Similar groups are already operating in West Wallsend and Belmont, and the council report said both demonstrated "the positive role recognition of cemeteries can play in both cemetery management and community development".
Other objectives include developing a heritage interpretation plan for each cemetery with related signage, sourcing funding to undertake conservation works to "significant" graves and older headstones, heritage awareness training for all cemetery workers and education to discourage the use of plastics in flowers and commemorative objects.
Council staff outlined that burials made up about 20 per cent of internments with the rest being ashes.
The report said Catherine Hill Bay, Whitebridge and Belmont cemeteries had "very limited" capacity for new burial sites, the latter two of which are now closed for reservations, but the rest of the included locations have an adequate amount of space which rules out the need to establish new cemeteries.

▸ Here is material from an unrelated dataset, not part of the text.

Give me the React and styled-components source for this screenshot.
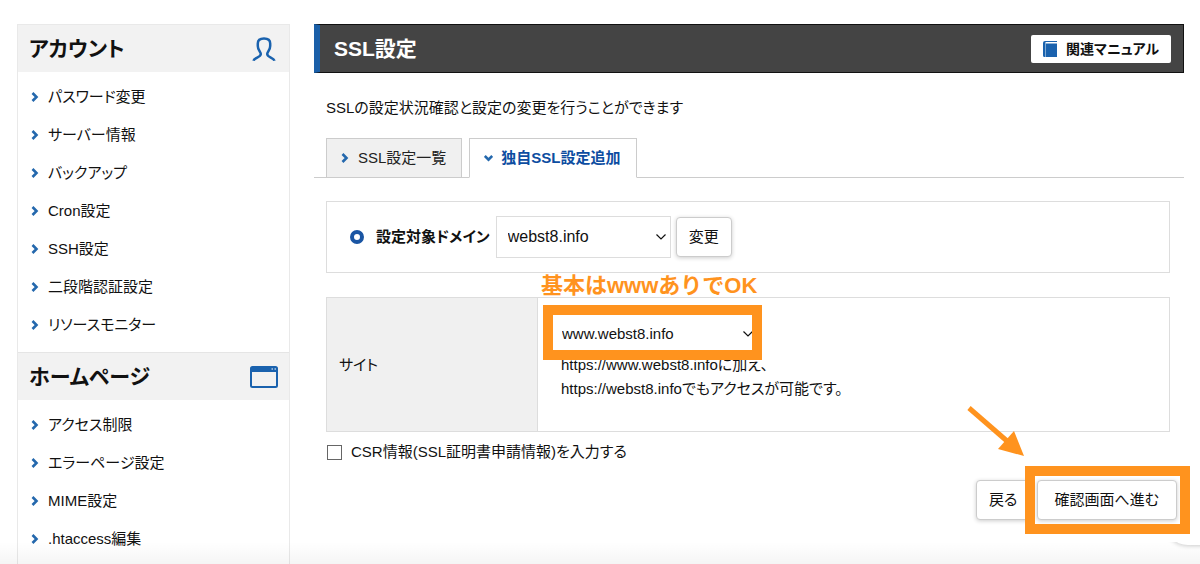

A submission during a recent exhibition period requested consideration for the plan to include Teralba Pioneer Cemetery, Quigley's Grave at Booragul and Frost's Rest at Cooranbong, but council said the plan is only specific to the nine council-managed graveyards.
Councillor Kevin Baker said while he was disappointed the plan did not include Teralba, the strategy was "fantastic" due to the historical significance of cemeteries.
"They tell the history of our areas," he said. "They tell the stories of the people who have come before us."